Hal ini mengakibatkan, grafik dispensasi menikah yang diajukan oleh perempuan di Jateng pun ikut naik. Dari sebelumnya, 672 permintaan pada tahun 2019 menjadi 11.301 permintaan pada tahun lalu. Sementara permintaan dispensasi menikah pada pria, cenderung stagnan pada angka 1.671 permintaan.
Selain itu, pernikahan remaja pun dipicu kurangnya pemahaman soal hak anak. Seperti faktor ekonomi, pendidikan, lingkungan sosial, kultur, miskin pengetahuan kesehatan reproduksi dan pengasuhan yang permisif.
“Faktor ekonomi misalnya. Seolah-olah ketika dinikahkan mengurangi beban keluarga. Tapi itu adalah penanganan problem instan. Karena kalau dinikahkan di usia muda, psikologi dan ekonominya belum siap,” ujarnya.
Atikoh menyebut, ada risiko besar ketika menikahkan remaja dalam usia yang belum cukup. Di antaranya, kematian ibu dan bayi, putus sekolah, kekerasan dalam rumah tangga dan kemiskinan.
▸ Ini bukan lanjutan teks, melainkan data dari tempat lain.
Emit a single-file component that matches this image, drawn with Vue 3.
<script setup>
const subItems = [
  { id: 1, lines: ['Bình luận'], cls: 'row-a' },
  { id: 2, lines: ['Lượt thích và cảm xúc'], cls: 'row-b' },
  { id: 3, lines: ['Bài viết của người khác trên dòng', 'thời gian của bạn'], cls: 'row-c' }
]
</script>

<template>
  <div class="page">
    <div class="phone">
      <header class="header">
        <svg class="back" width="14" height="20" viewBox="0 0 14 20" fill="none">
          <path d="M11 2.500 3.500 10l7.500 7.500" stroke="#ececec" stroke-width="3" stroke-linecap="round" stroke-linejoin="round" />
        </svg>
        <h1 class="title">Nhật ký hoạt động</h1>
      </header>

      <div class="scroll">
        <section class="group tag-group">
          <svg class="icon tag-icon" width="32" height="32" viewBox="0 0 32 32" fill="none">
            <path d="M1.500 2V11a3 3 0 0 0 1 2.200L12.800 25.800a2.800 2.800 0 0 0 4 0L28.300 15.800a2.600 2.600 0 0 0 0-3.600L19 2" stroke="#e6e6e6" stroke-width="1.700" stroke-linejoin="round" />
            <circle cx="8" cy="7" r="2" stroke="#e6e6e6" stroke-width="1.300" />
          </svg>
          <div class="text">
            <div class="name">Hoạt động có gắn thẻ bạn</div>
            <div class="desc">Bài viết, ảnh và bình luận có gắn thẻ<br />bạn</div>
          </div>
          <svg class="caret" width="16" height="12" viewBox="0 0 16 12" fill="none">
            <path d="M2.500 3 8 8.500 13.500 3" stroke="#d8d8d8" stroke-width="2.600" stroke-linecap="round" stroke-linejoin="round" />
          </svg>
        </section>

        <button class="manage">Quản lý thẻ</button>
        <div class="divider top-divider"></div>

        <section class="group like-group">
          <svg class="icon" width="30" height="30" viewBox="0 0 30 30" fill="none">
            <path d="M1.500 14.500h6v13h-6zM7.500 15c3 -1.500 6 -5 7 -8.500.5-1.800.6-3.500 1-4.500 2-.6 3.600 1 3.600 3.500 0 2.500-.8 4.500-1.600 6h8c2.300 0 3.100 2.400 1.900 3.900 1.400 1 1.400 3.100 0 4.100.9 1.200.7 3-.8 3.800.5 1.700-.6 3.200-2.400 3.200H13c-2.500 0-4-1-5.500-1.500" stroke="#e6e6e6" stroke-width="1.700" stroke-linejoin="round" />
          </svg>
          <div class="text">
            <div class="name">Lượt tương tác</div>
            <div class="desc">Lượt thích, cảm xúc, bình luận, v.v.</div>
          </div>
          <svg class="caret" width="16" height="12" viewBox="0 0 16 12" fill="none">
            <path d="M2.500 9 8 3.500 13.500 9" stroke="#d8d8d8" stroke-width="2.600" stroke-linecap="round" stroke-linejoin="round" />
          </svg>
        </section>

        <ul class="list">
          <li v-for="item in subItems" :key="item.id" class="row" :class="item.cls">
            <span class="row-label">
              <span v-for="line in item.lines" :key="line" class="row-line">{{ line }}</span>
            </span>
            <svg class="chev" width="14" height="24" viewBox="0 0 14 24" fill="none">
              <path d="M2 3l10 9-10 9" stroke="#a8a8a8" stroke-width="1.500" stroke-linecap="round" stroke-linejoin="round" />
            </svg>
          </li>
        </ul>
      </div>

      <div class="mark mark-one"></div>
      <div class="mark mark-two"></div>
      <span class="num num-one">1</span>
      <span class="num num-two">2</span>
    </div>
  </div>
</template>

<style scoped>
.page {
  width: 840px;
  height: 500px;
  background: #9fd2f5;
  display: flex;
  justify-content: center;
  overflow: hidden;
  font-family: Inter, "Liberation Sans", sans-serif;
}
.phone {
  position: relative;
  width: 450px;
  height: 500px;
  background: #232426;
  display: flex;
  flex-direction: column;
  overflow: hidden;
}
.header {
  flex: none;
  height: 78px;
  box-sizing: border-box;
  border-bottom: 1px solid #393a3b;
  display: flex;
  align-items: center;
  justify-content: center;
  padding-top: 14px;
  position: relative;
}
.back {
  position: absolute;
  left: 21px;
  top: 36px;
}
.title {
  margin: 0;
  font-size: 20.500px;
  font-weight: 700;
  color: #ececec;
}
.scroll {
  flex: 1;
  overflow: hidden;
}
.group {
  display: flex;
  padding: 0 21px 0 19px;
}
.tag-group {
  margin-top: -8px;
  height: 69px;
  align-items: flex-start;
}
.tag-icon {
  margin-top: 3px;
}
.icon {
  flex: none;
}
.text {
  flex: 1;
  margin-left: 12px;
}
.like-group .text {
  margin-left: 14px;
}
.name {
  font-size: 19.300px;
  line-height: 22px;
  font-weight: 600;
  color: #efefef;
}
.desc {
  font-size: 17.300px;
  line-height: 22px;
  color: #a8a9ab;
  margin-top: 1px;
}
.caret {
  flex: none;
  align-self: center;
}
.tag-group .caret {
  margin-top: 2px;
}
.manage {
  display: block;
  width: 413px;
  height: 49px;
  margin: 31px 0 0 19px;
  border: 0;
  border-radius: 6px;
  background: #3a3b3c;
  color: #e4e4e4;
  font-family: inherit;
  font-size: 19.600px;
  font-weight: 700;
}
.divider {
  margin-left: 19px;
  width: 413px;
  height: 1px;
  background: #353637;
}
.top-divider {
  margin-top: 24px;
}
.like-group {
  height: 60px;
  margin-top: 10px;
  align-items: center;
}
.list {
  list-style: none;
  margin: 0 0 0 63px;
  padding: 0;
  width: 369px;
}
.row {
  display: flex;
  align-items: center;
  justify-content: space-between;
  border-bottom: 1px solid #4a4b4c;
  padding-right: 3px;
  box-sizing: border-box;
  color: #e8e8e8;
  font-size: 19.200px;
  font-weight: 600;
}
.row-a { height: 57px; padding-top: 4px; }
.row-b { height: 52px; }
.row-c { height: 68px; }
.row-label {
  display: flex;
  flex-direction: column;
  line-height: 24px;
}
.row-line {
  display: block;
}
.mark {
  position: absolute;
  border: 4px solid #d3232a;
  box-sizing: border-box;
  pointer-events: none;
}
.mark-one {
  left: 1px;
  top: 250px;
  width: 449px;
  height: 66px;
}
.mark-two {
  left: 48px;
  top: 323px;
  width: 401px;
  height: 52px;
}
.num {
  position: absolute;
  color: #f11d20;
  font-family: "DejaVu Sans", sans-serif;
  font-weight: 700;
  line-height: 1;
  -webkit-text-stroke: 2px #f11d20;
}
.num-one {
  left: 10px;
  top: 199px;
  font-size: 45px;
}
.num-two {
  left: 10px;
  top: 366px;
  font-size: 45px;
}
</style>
“Jadi, peran PKK penting dalam pencegahan menikah dini, menurunkan angka kematian ibu dan bayi dan cegah stunting,” urainya.
Cara itu bisa ditempuh dengan berbagai strategi, seperti menggiatkan Jateng Gayeng Nginceng Wong Meteng (5NG), Bina Keluarga Remaja, dan memperkaya pengetahuan tentang pengasuhan anak.
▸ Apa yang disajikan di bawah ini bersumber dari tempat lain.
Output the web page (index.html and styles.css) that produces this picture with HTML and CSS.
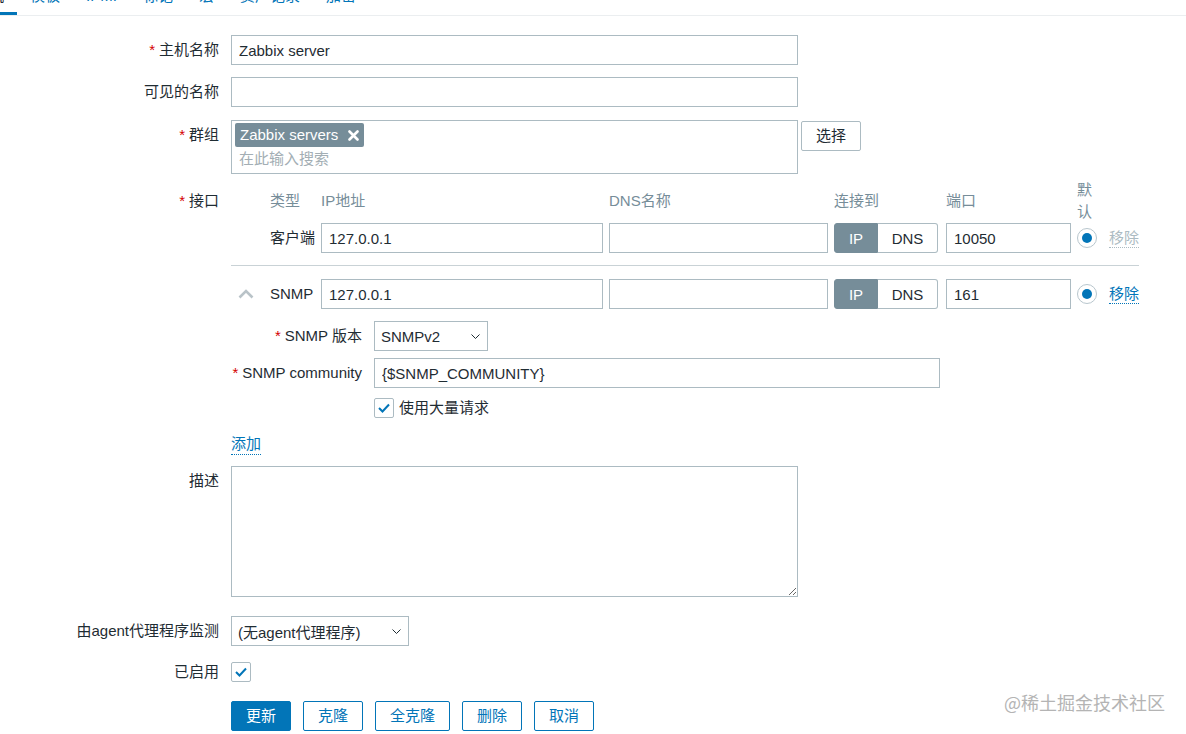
FILE: index.html
```html
<!DOCTYPE html>
<html lang="zh-CN">
<head>
<meta charset="utf-8">
<title>主机</title>
<link rel="stylesheet" href="styles.css">
</head>
<body>
<nav class="tabs">
  <span class="tab tab-active">主机</span>
  <span class="tab">模板</span>
  <span class="tab">IPMI</span>
  <span class="tab">标记</span>
  <span class="tab">宏</span>
  <span class="tab">资产记录</span>
  <span class="tab">加密</span>
</nav>

<form class="form">
  <div class="row row-first">
    <label class="label"><span class="req">*</span>主机名称</label>
    <input class="input w-wide" value="Zabbix server">
  </div>

  <div class="row row-2">
    <label class="label">可见的名称</label>
    <input class="input w-wide" value="">
  </div>

  <div class="row row-3">
    <label class="label"><span class="req">*</span>群组</label>
    <div class="multiselect">
      <span class="tag">Zabbix servers
        <svg class="tag-x" width="11" height="11" viewBox="0 0 11 11"><path d="M1.5 1.5 L9.5 9.5 M9.5 1.5 L1.5 9.5" stroke="#fff" stroke-width="2.6" stroke-linecap="round"/></svg>
      </span>
      <div class="placeholder">在此输入搜索</div>
    </div>
    <button type="button" class="btn-select">选择</button>
  </div>

  <div class="row row-4">
    <label class="label label-iface"><span class="req">*</span>接口</label>
    <div class="field">
      <div class="iface">
        <div class="ih"></div>
        <div class="ih">类型</div>
        <div class="ih">IP地址</div>
        <div class="ih">DNS名称</div>
        <div class="ih">连接到</div>
        <div class="ih">端口</div>
        <div class="ih">默认</div>
        <div class="ih"></div>

        <div></div>
        <div class="itype">客户端</div>
        <div><input class="input w-ip" value="127.0.0.1"></div>
        <div><input class="input w-dns" value=""></div>
        <div class="toggle"><span class="toggle-on">IP</span><span class="toggle-off">DNS</span></div>
        <div><input class="input w-port" value="10050"></div>
        <div class="radio"><span class="radio-dot"></span></div>
        <div class="remove-cell"><span class="link link-disabled">移除</span></div>

        <div class="sep"></div>

        <div class="chev">
          <svg width="16" height="10" viewBox="0 0 16 10"><polyline points="1.5,8.5 8,2 14.5,8.5" fill="none" stroke="#b9c3c8" stroke-width="2.6"/></svg>
        </div>
        <div class="itype">SNMP</div>
        <div><input class="input w-ip" value="127.0.0.1"></div>
        <div><input class="input w-dns" value=""></div>
        <div class="toggle"><span class="toggle-on">IP</span><span class="toggle-off">DNS</span></div>
        <div><input class="input w-port" value="161"></div>
        <div class="radio"><span class="radio-dot"></span></div>
        <div class="remove-cell"><span class="link">移除</span></div>
      </div>

      <div class="snmp">
        <div class="drow">
          <label class="dlabel"><span class="req">*</span>SNMP 版本</label>
          <div class="select w-ver"><span>SNMPv2</span>
            <svg width="9" height="5" viewBox="0 0 9 5"><polyline points="0.5,0.5 4.5,4.5 8.5,0.5" fill="none" stroke="#1f2c33" stroke-width="1"/></svg>
          </div>
        </div>
        <div class="drow drow-2">
          <label class="dlabel"><span class="req">*</span>SNMP community</label>
          <input class="input w-comm" value="{$SNMP_COMMUNITY}">
        </div>
        <div class="drow drow-3">
          <span class="dlabel dlabel-empty"></span>
          <span class="checkbox">
            <svg width="12" height="10" viewBox="0 0 12 10"><polyline points="1,5 4.5,8.5 11,1.5" fill="none" stroke="#0275b8" stroke-width="2"/></svg>
          </span>
          <span class="check-text">使用大量请求</span>
        </div>
      </div>

      <div class="add-row"><span class="link">添加</span></div>
    </div>
  </div>

  <div class="row row-desc">
    <label class="label">描述</label>
    <textarea class="textarea"></textarea>
  </div>

  <div class="row row-proxy">
    <label class="label">由agent代理程序监测</label>
    <div class="select w-proxy"><span>(无agent代理程序)</span>
      <svg width="9" height="5" viewBox="0 0 9 5"><polyline points="0.5,0.5 4.5,4.5 8.5,0.5" fill="none" stroke="#1f2c33" stroke-width="1"/></svg>
    </div>
  </div>

  <div class="row row-enabled">
    <label class="label label-short">已启用</label>
    <span class="checkbox">
      <svg width="12" height="10" viewBox="0 0 12 10"><polyline points="1,5 4.5,8.5 11,1.5" fill="none" stroke="#0275b8" stroke-width="2"/></svg>
    </span>
  </div>

  <div class="row row-buttons">
    <span class="label"></span>
    <div class="buttons">
      <button type="button" class="btn btn-primary">更新</button>
      <button type="button" class="btn">克隆</button>
      <button type="button" class="btn">全克隆</button>
      <button type="button" class="btn">删除</button>
      <button type="button" class="btn">取消</button>
    </div>
  </div>
</form>

<div class="watermark">@稀土掘金技术社区</div>
</body>
</html>
```

FILE: styles.css
```css
html, body {
  margin: 0;
  padding: 0;
  background: #ffffff;
}

body {
  font-family: "Liberation Sans", Arial, "Noto Sans CJK SC", sans-serif;
  font-size: 15px;
  color: #1f2c33;
  width: 1186px;
  height: 734px;
  overflow: hidden;
  position: relative;
}

input, textarea, button {
  font-family: inherit;
  font-size: 15px;
  color: #1f2c33;
}

/* Tabs */
.tabs {
  display: flex;
  margin-top: -12px;
  margin-left: -39px;
  border-bottom: 1px solid #ebeef0;
}

.tab {
  padding: 0 13px 9px;
  line-height: 15px;
  color: #0275b8;
  border-bottom: 3px solid transparent;
  white-space: nowrap;
}

.tab-active {
  color: #1f2c33;
  border-bottom-color: #0275b8;
}

/* Form */
.form {
  display: flex;
  flex-direction: column;
  margin: 0;
}

.row {
  display: flex;
  align-items: flex-start;
  gap: 12px;
}

.row-first { margin-top: 19px; }
.row-2 { margin-top: 12px; }
.row-3 { margin-top: 13px; }
.row-4 { margin-top: 5px; }
.row-desc { margin-top: 11px; }
.row-proxy { margin-top: 19px; }
.row-enabled { margin-top: 16px; }
.row-buttons { margin-top: 19px; }

.label {
  width: 219px;
  flex: none;
  text-align: right;
  line-height: 30px;
  white-space: nowrap;
}

.label-iface { line-height: 44px; }
.label-short { line-height: 20px; }

.req {
  color: #d40000;
  margin-right: 4px;
}

.input {
  box-sizing: border-box;
  height: 30px;
  border: 1px solid #acbbc2;
  border-radius: 0;
  padding: 0 7px;
  margin: 0;
  background: #fff;
  outline: none;
  display: block;
}

.w-wide { width: 567px; }
.w-ip { width: 282px; }
.w-dns { width: 219px; }
.w-port { width: 125px; }
.w-comm { width: 566px; }

/* Multiselect */
.multiselect {
  box-sizing: border-box;
  width: 567px;
  height: 54px;
  border: 1px solid #acbbc2;
  padding: 2px 3px 0;
}

.tag {
  display: inline-flex;
  align-items: center;
  gap: 10px;
  height: 24px;
  padding: 0 5px;
  background: #768d99;
  color: #ffffff;
  border-radius: 2px;
  line-height: 24px;
}

.tag-x { display: block; }

.placeholder {
  margin-top: 2px;
  padding-left: 4px;
  line-height: 20px;
  color: #a3aeb4;
}

.btn-select {
  margin: 1px 0 0 -9px;
  height: 30px;
  padding: 0 14px;
  background: #fff;
  border: 1px solid #acbbc2;
  border-radius: 2px;
  line-height: 28px;
}

/* Interfaces */
.field {
  display: flex;
  flex-direction: column;
  align-items: flex-start;
}

.iface {
  display: grid;
  grid-template-columns: 39px 51px 288px 225px 112px 131px 20px 42px;
  align-items: center;
}

.ih {
  line-height: 22px;
  color: #768d99;
}

.itype {
  line-height: 30px;
  white-space: nowrap;
}

.chev {
  padding-left: 7px;
  display: flex;
  align-items: center;
}

.chev svg { display: block; }

.sep {
  grid-column: 1 / -1;
  border-top: 1px solid #c9d2d6;
  margin: 12px 0 13px;
  height: 0;
}

.toggle {
  display: flex;
  width: 104px;
  height: 30px;
}

.toggle-on,
.toggle-off {
  box-sizing: border-box;
  height: 30px;
  display: flex;
  align-items: center;
  justify-content: center;
}

.toggle-on {
  width: 44px;
  background: #768d99;
  color: #ffffff;
  border: 1px solid #768d99;
  border-radius: 3px 0 0 3px;
}

.toggle-off {
  width: 60px;
  background: #ffffff;
  border: 1px solid #acbbc2;
  border-left: none;
  border-radius: 0 3px 3px 0;
}

.radio {
  box-sizing: border-box;
  width: 20px;
  height: 20px;
  border: 1px solid #b8c6cd;
  border-radius: 50%;
  display: flex;
  align-items: center;
  justify-content: center;
}

.radio-dot {
  width: 10px;
  height: 10px;
  border-radius: 50%;
  background: #0275b8;
}

.remove-cell {
  padding-left: 12px;
  white-space: nowrap;
}

.link {
  display: inline-block;
  color: #0275b8;
  line-height: 18px;
  border-bottom: 1px dotted #0275b8;
}

.link-disabled {
  color: #acbbc2;
  border-bottom-color: #acbbc2;
}

/* SNMP details */
.snmp {
  margin-top: 12px;
  display: flex;
  flex-direction: column;
}

.drow {
  display: flex;
  align-items: center;
  gap: 12px;
}

.drow-2 { margin-top: 7px; }
.drow-3 { margin-top: 10px; }

.dlabel {
  width: 131px;
  flex: none;
  text-align: right;
  line-height: 30px;
  white-space: nowrap;
}

.dlabel-empty { line-height: 20px; }

.select {
  box-sizing: border-box;
  height: 30px;
  border: 1px solid #acbbc2;
  padding: 0 7px 0 6px;
  display: flex;
  align-items: center;
  justify-content: space-between;
  background: #fff;
  white-space: nowrap;
}

.select svg { display: block; }

.w-ver { width: 114px; }
.w-proxy { width: 178px; }

.checkbox {
  box-sizing: border-box;
  width: 20px;
  height: 20px;
  border: 1px solid #acbbc2;
  border-radius: 2px;
  display: flex;
  align-items: center;
  justify-content: center;
  flex: none;
  background: #fff;
}

.checkbox svg { display: block; }

.check-text {
  margin-left: -7px;
  line-height: 20px;
}

.add-row {
  margin-top: 16px;
  line-height: 20px;
}

.add-row .link { line-height: 20px; }

/* Description */
.textarea {
  box-sizing: border-box;
  display: block;
  width: 567px;
  height: 131px;
  border: 1px solid #acbbc2;
  margin: 0;
  padding: 4px 7px;
  resize: both;
  outline: none;
}

/* Buttons */
.buttons {
  display: flex;
  gap: 12px;
}

.btn {
  box-sizing: border-box;
  height: 30px;
  padding: 0 14px;
  margin: 0;
  border: 1px solid #0275b8;
  border-radius: 2px;
  background: #ffffff;
  color: #0275b8;
  line-height: 28px;
}

.btn-primary {
  background: #0275b8;
  color: #ffffff;
}

/* Watermark overlay */
.watermark {
  position: absolute;
  left: 1004px;
  top: 689px;
  font-family: "Noto Sans CJK SC", sans-serif;
  font-size: 18px;
  line-height: 26px;
  color: #b4b4b4;
  white-space: nowrap;
}
```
“Aktifkan Bina Keluarga Balita, Bina Keluarga Remaja dalam WA Grup. Di situ kita jangan saling membandingkan tapi saling belajar bagaimana ilmu tumbuh kembang. Dan ingat jangan digunakan WA Grup untuk ghibah,” imbuhnya.
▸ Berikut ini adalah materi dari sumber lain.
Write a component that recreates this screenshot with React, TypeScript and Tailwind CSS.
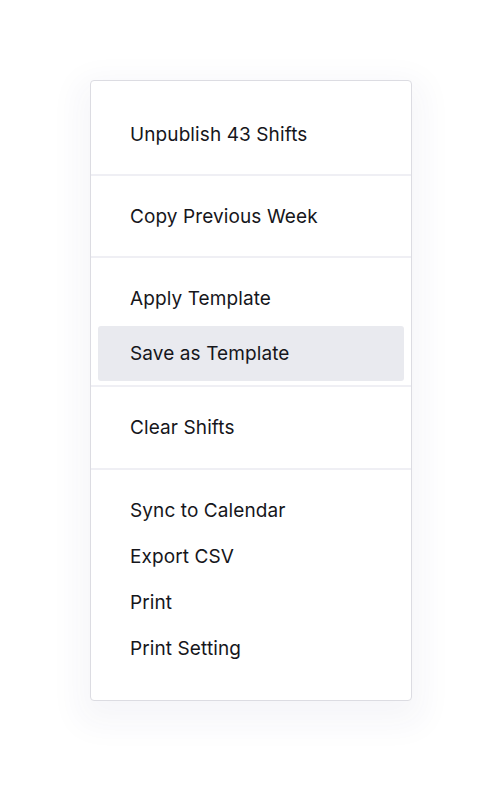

Tak hanya itu, kata Atikoh, pendidikan berperan penting dalam menekan pernikahan usia dini. Anak dengan pendidikan tinggi, biasanya cenderung akan menunda pernikahan hingga usianya cukup.
“Saya selalu menekankan pada anak-anak, kejarlah cita-citamu setinggi mungkin sebelum kamu dapatkan baju pengantinmu,” kata ibu satu anak ini.
Pengalihan energi anak, imbuhnya, juga bisa dilakukan dengan memperbanyak aktivitas fisik yang melibatkan anak sekaligus memberi peran anak, seperti masak bersama, membersihkan rumah, atau berolahraga bareng.
Kepala DP3AP2KB Jateng Retno Sudewi mengatakan, sasaran Jo Kawin Bocah terutama adalah kelompok rentan. Di antaranya, keluarga miskin, berpendidikan rendah, masyarakat pedesaan, remaja, dan anak dengan orang tua tunggal.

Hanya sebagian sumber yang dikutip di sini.